Bugün ülkede, yargının bağımsızlığı ve tarafsızlığı tartışma konusuyken, hukukun araçsallaştırılması hatta yeri gelince silaha dönüşmesi günlük bir vaka haline gelmiş durumda. Mahkemelerden çıkan çelişkili kararlar, toplumsal adalet algısını aşındırıyor. Örneğin, aynı suça farklı cezalar, ifade özgürlüğü ihlalleri, yargı süreçlerinin yavaşlığı ya da hukukun siyasallaşması gibi sorunlar, Türkiye’de adaletin güvenilirliğini sarsıyor.

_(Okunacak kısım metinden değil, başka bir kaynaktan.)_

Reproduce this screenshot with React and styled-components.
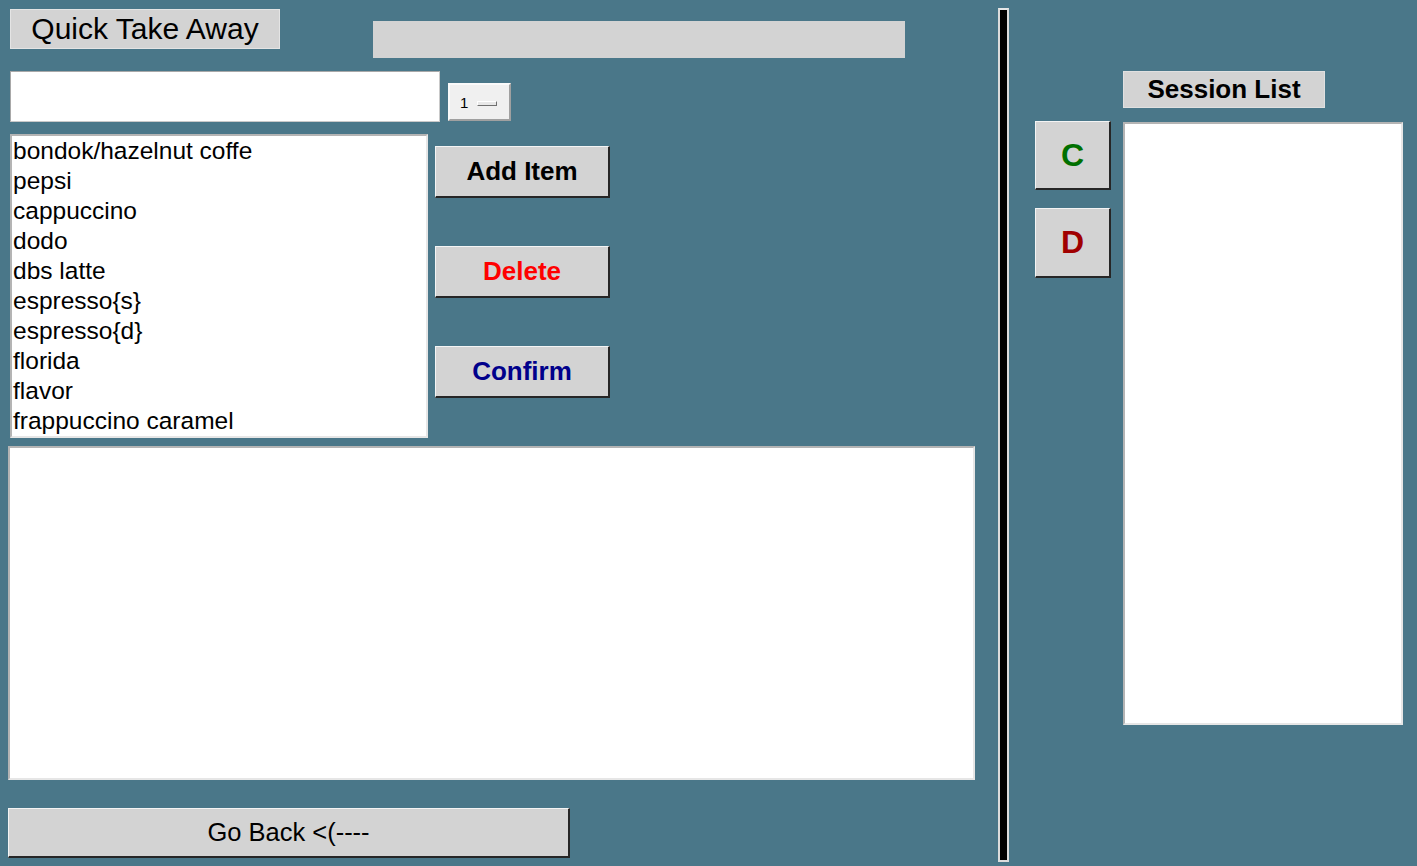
import styled, { createGlobalStyle } from 'styled-components';

const GlobalStyle = createGlobalStyle`
  html, body {
    margin: 0;
    padding: 0;
    background: #4a7789;
  }
  * { box-sizing: border-box; }
`;

const Window = styled.div`
  display: flex;
  width: 1417px;
  height: 866px;
  background: #4a7789;
  font-family: 'Liberation Sans', Arial, sans-serif;
  overflow: hidden;
`;

const LeftPane = styled.div`
  width: 998px;
  display: flex;
  flex-direction: column;
`;

const TopRow = styled.div`
  display: flex;
  align-items: flex-start;
  height: 71px;
`;

const TitleLabel = styled.div`
  margin: 9px 0 0 10px;
  width: 270px;
  height: 40px;
  background: #d3d3d3;
  border: 1px solid #e4e4e4;
  font-size: 30px;
  color: #000;
  display: flex;
  align-items: center;
  justify-content: center;
`;

const GrayBar = styled.div`
  margin: 21px 0 0 93px;
  width: 532px;
  height: 37px;
  background: #d3d3d3;
`;

const EntryRow = styled.div`
  display: flex;
  align-items: flex-start;
  height: 63px;
`;

const Entry = styled.div`
  margin-left: 10px;
  width: 430px;
  height: 51px;
  background: #fff;
  border: 1px solid #c9c9c9;
  border-top-color: #a8a8a8;
  border-left-color: #a8a8a8;
`;

const Spinbox = styled.div`
  margin: 12px 0 0 8px;
  width: 63px;
  height: 38px;
  background: #f0f0f0;
  border: 2px solid;
  border-color: #fafafa #a0a0a0 #a0a0a0 #fafafa;
  display: flex;
  align-items: center;
  padding-left: 10px;
  gap: 9px;
  font-size: 15px;
  color: #000;
`;

const SpinKnob = styled.span`
  width: 20px;
  height: 5px;
  background: #e8e8e8;
  border: 1px solid;
  border-color: #fff #707070 #707070 #fff;
  margin-top: 2px;
`;

const MiddleRow = styled.div`
  display: flex;
  align-items: flex-start;
  height: 312px;
`;

const ListBox = styled.div`
  margin-left: 10px;
  width: ${(p) => p.$w}px;
  height: ${(p) => p.$h}px;
  background: #fff;
  border: 2px solid;
  border-color: #b4b4b4 #e6e6e6 #e6e6e6 #b4b4b4;
  padding: 0 0 0 1px;
`;

const ListItem = styled.div`
  height: 30px;
  line-height: 30px;
  font-size: 24.5px;
  color: #000;
  white-space: nowrap;
`;

const ButtonColumn = styled.div`
  margin: 12px 0 0 7px;
  display: flex;
  flex-direction: column;
  gap: 48px;
`;

const RaisedButton = styled.div`
  width: ${(p) => p.$w}px;
  height: ${(p) => p.$h}px;
  background: #d3d3d3;
  border-style: solid;
  border-width: 1px 2px 2px 1px;
  border-color: #f4f4f4 #262626 #262626 #f4f4f4;
  display: flex;
  align-items: center;
  justify-content: center;
  font-size: ${(p) => p.$size}px;
  font-weight: ${(p) => (p.$bold ? 700 : 400)};
  color: ${(p) => p.$color || '#000'};
`;

const TextArea = styled.div`
  margin-left: 8px;
  width: 967px;
  height: 334px;
  background: #fff;
  border: 2px solid;
  border-color: #b4b4b4 #e6e6e6 #e6e6e6 #b4b4b4;
`;

const BottomRow = styled.div`
  margin: 28px 0 0 8px;
`;

const Separator = styled.div`
  margin-top: 8px;
  width: 11px;
  height: 854px;
  background: #000;
  border: 2px solid #e8e8e8;
  border-left-color: #dcdcdc;
  border-right-color: #dcdcdc;
  border-bottom-color: #dcdcdc;
`;

const RightPane = styled.div`
  display: flex;
  align-items: flex-start;
  padding-left: 26px;
`;

const SideButtons = styled.div`
  margin-top: 121px;
  display: flex;
  flex-direction: column;
  gap: 18px;
`;

const SessionColumn = styled.div`
  margin: 71px 0 0 12px;
  display: flex;
  flex-direction: column;
  gap: 14px;
`;

const SessionLabel = styled.div`
  width: 202px;
  height: 37px;
  background: #d3d3d3;
  border: 1px solid #e0e0e0;
  font-size: 26px;
  font-weight: 700;
  color: #000;
  display: flex;
  align-items: center;
  justify-content: center;
`;

const SessionBox = styled(ListBox)`
  margin-left: 0;
`;

const items = [
  'bondok/hazelnut coffe',
  'pepsi',
  'cappuccino',
  'dodo',
  'dbs latte',
  'espresso{s}',
  'espresso{d}',
  'florida',
  'flavor',
  'frappuccino caramel',
];

export default function App() {
  return (
    <Window>
      <GlobalStyle />
      <LeftPane>
        <TopRow>
          <TitleLabel>Quick Take Away</TitleLabel>
          <GrayBar />
        </TopRow>
        <EntryRow>
          <Entry />
          <Spinbox>
            1
            <SpinKnob />
          </Spinbox>
        </EntryRow>
        <MiddleRow>
          <ListBox $w={418} $h={304}>
            {items.map((it) => (
              <ListItem key={it}>{it}</ListItem>
            ))}
          </ListBox>
          <ButtonColumn>
            <RaisedButton $w={175} $h={52} $size={26} $bold>Add Item</RaisedButton>
            <RaisedButton $w={175} $h={52} $size={26} $bold $color="#ff0000">Delete</RaisedButton>
            <RaisedButton $w={175} $h={52} $size={26} $bold $color="#00008b">Confirm</RaisedButton>
          </ButtonColumn>
        </MiddleRow>
        <TextArea />
        <BottomRow>
          <RaisedButton $w={562} $h={50} $size={25.5}>Go Back &lt;(----</RaisedButton>
        </BottomRow>
      </LeftPane>
      <Separator />
      <RightPane>
        <SideButtons>
          <RaisedButton $w={76} $h={69} $size={32} $bold $color="#007000">C</RaisedButton>
          <RaisedButton $w={76} $h={70} $size={32} $bold $color="#a00000">D</RaisedButton>
        </SideButtons>
        <SessionColumn>
          <SessionLabel>Session List</SessionLabel>
          <SessionBox $w={280} $h={603} />
        </SessionColumn>
      </RightPane>
    </Window>
  );
}
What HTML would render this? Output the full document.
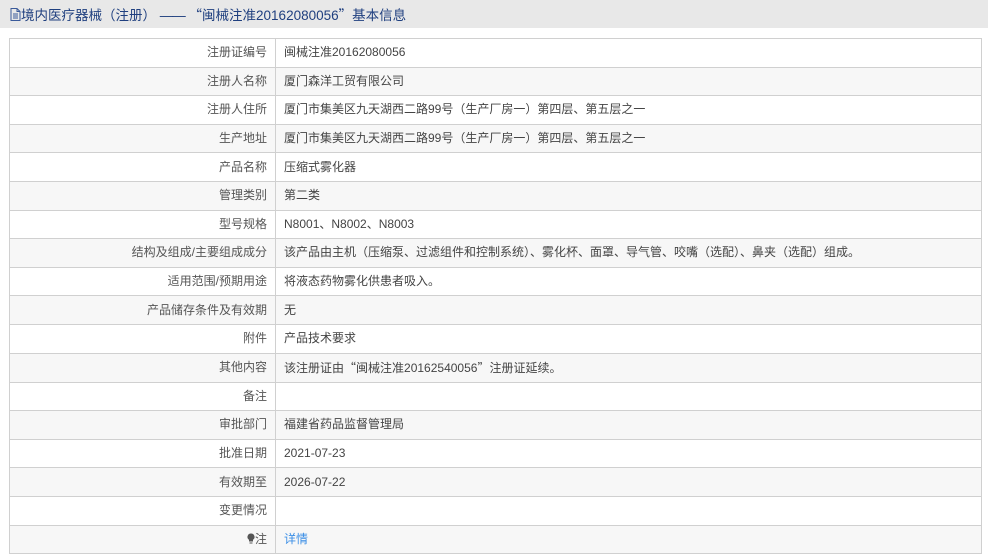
<!DOCTYPE html>
<html><head><meta charset="utf-8"><style>
body{margin:0;width:988px;height:559px;background:#fff;font-family:"Liberation Sans","Noto Sans CJK SC",sans-serif;overflow:hidden}
.hd{height:28px;background:#e8e8e8;color:#1f3f7f;font-size:13.5px;line-height:28px;padding-left:10px}
.q{font-family:"Noto Sans CJK SC",sans-serif}
table{position:absolute;left:9px;top:38px;width:973px;border-collapse:collapse;font-size:12px;color:#444}
td{border:1px solid #d0d0d0;height:27.6px;padding:0 8px;line-height:27px}
td.l{width:249px;text-align:right;color:#555}
tr:nth-child(even) td{background:#f7f7f7}
a{color:#3a8ee6;text-decoration:none}
</style></head><body>
<div class="hd"><svg width="11" height="13" viewBox="0 0 11 13" style="vertical-align:-1px"><path d="M1 .5h6l3 3v9H1z M7 .5v3h3 M3 6h5M3 8h5M3 10h5" fill="none" stroke="#3a5a9a" stroke-width="1"/></svg>境内医疗器械（注册） <span style="letter-spacing:-1px">——</span> <span class="q">“</span>闽械注准20162080056<span class="q">”</span>基本信息</div>
<table>
<tr><td class="l">注册证编号</td><td>闽械注准20162080056</td></tr>
<tr><td class="l">注册人名称</td><td>厦门森洋工贸有限公司</td></tr>
<tr><td class="l">注册人住所</td><td>厦门市集美区九天湖西二路99号（生产厂房一）第四层、第五层之一</td></tr>
<tr><td class="l">生产地址</td><td>厦门市集美区九天湖西二路99号（生产厂房一）第四层、第五层之一</td></tr>
<tr><td class="l">产品名称</td><td>压缩式雾化器</td></tr>
<tr><td class="l">管理类别</td><td>第二类</td></tr>
<tr><td class="l">型号规格</td><td>N8001、N8002、N8003</td></tr>
<tr><td class="l">结构及组成/主要组成成分</td><td>该产品由主机（压缩泵、过滤组件和控制系统）、雾化杯、面罩、导气管、咬嘴（选配）、鼻夹（选配）组成。</td></tr>
<tr><td class="l">适用范围/预期用途</td><td>将液态药物雾化供患者吸入。</td></tr>
<tr><td class="l">产品储存条件及有效期</td><td>无</td></tr>
<tr><td class="l">附件</td><td>产品技术要求</td></tr>
<tr><td class="l">其他内容</td><td>该注册证由<span class="q">“</span>闽械注准20162540056<span class="q">”</span>注册证延续。</td></tr>
<tr><td class="l">备注</td><td></td></tr>
<tr><td class="l">审批部门</td><td>福建省药品监督管理局</td></tr>
<tr><td class="l">批准日期</td><td>2021-07-23</td></tr>
<tr><td class="l">有效期至</td><td>2026-07-22</td></tr>
<tr><td class="l">变更情况</td><td></td></tr>
<tr><td class="l"><svg width="8" height="11" viewBox="0 0 8 11" style="vertical-align:-1px"><path d="M4 .5a3.5 3.5 0 0 1 2 6.4V8.5H2V6.9A3.5 3.5 0 0 1 4 .5zM2.5 9.5h3v1h-3z" fill="#555"/></svg>注</td><td><a>详情</a></td></tr>
</table>
</body></html>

Bu noktada, Jean-Jacques Rousseau’nun toplumsal sözleşme teorisi hatırlanmalı. Rousseau’ya göre, adalet bireyin devlete teslim ettiği hakların korunmasıdır. Ancak hukukun “devlet bekası” gibi muğlak kavramlarla meşrulaştırılan keyfi uygulamaları, yargının bağımsızlığını ve tarafsızlığını tartışmalı hale getirmekte, hukukun araçsallaşmasını ise normalleştirmektedir. Oysa Max Weber’in de belirttiği gibi:
“Hukuk, şiddet tekeline meşruiyet kazandıran araçtır; bu meşruiyet kaybolduğunda sistem çöker.”
Adalet: Kurtuluş değil, toplumsal düzenin temelidir
Adalet, bireysel bir kurtuluş aracı değil, toplumsal sözleşmenin temelidir. Ancak günümüzde adalet, “milli güvenlik”, “devlet bekası”, “kamu güvenliği”, “kamu düzeni” gibi kavramlarla ötelenerek, hukukun üstünlüğü ikinci plana atılıyor. Oysa hukuk, keyfilikten uzak, öngörülebilir ve bağımsız olmak zorundadır.
Türkiye’nin acil ihtiyacı şudur:
- Yargı bağımsızlığını garanti altına alan anayasal reformlar
- Avrupa İnsan Hakları Sözleşmesi’ne ve uluslararası hukuka uyumlu yasal düzenlemeler
- Hukuk eğitiminde etik ve vicdani sorumluluğu temel alan bir paradigma değişimi
Adalet, ancak bu adımlarla somutlaştırılabilir.
Sonuç: Göklere Ertelenen Adalet, Yeryüzünde Kaybedilir
Adaletin ilahi bir vaade dönüştürülmesi, insanlığın kolektif sorumluluğunu ortadan kaldırmaz. Gerçek adaleti Tanrı’nın sorgusuna bırakmak yerine, burada ve şimdi tesis edilmelidir. Çünkü adalet, Tanrı’nın değil, insanın eseridir. Ve ancak yeryüzünde inşa edilirse anlam kazanır.
Bu yüzden unutulmamalıdır:
Adalet ertelenemez; ertelendiğinde, yok olandır.